Gold retreated from a record struck on Thursday as unrest in
the Middle East and North Africa and a nuclear crisis in Japan
continued to support the metal's safe-haven appeal.
Japan's Nikkei rose 1 percent, with analysts saying
some technical indicators showed the market heavily oversold.
The index is down 7 percent from its close on March 11, when a
massive earthquake and tsunami struck northeastern Japan.
The disaster left 27,400 people dead or missing, crippled a
nuclear power plant that has been leaking radiation and cut
power to millions of homes and factories.
"More than 60 percent of stocks on the Tokyo stock
exchange's main board are trading below their book value," said
Hiroichi Nishi, general manager at Nikko Cordial Securities.
"So it's time to buy back shares while watching problems at
the nuclear plant carefully."
FOREIGN BUYERS
Foreign investors bought a net 891 billion yen ($11 billion)
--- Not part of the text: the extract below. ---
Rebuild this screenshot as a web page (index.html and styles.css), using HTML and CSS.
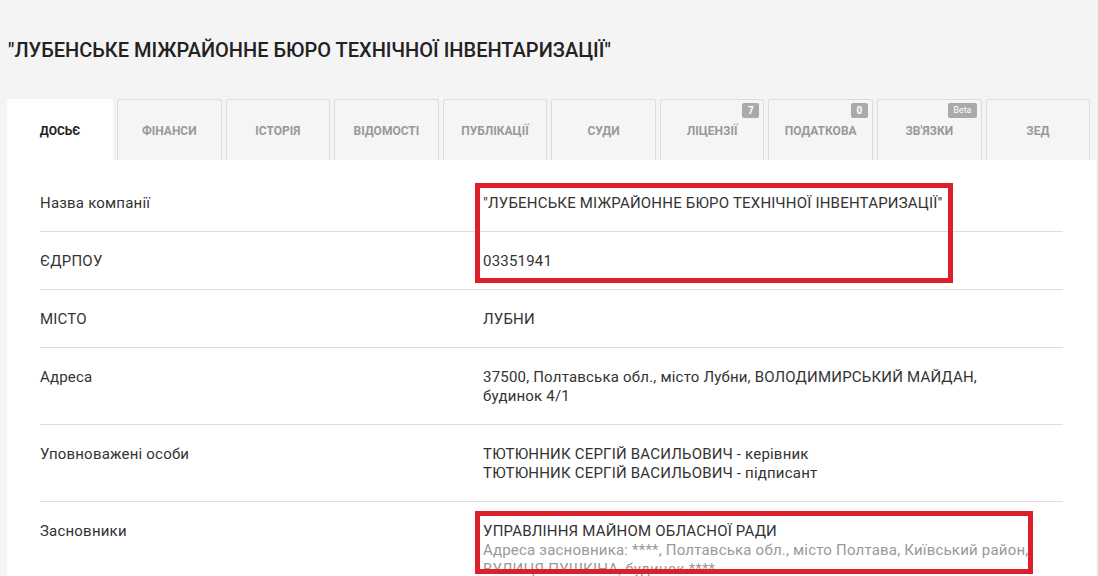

of Japanese stocks last week, capital flows data from Japan's
Ministry of Finance showed on Friday, a weekly record on the
data that goes back to 2005.
MSCI's index of Asian shares outside Japan
was up 0.9 percent, led by the consumer staples, materials and
technology sectors, following gains on Wall Street, where hopes
of healthy corporate earnings lifted the S&P 500 nearly 1
percent.
Strong buying of the Australian dollar fuelled talk of M&A
activity, with the benchmark index rising 1.1 percent
and rumoured takeover target Woodside Petroleum up 3.4
percent.
"There has been some quite sizable buying of Aussie currency
with a view there may be some imminent large cap corporate
activity in our market," Shaw Stockbroking senior dealer Jamie
Spiteri said.
"That has seen takeover talk BHP may make a move on Woodside
resurface."
The Australian dollar traded around $1.0205, within
sight of a 29-year high of $1.0257 scaled on Dec. 31. The
dollar's weakness extended across a basket of major currencies,
with the dollar index hovering close to a 15-month low.
EURO RESILIENT
The resignation of Portugal's prime minister after
parliament voted down his minority government's austerity plans
had hit the euro on Thursday on expectations it increased the
chances of the indebted nation needing an EU bailout.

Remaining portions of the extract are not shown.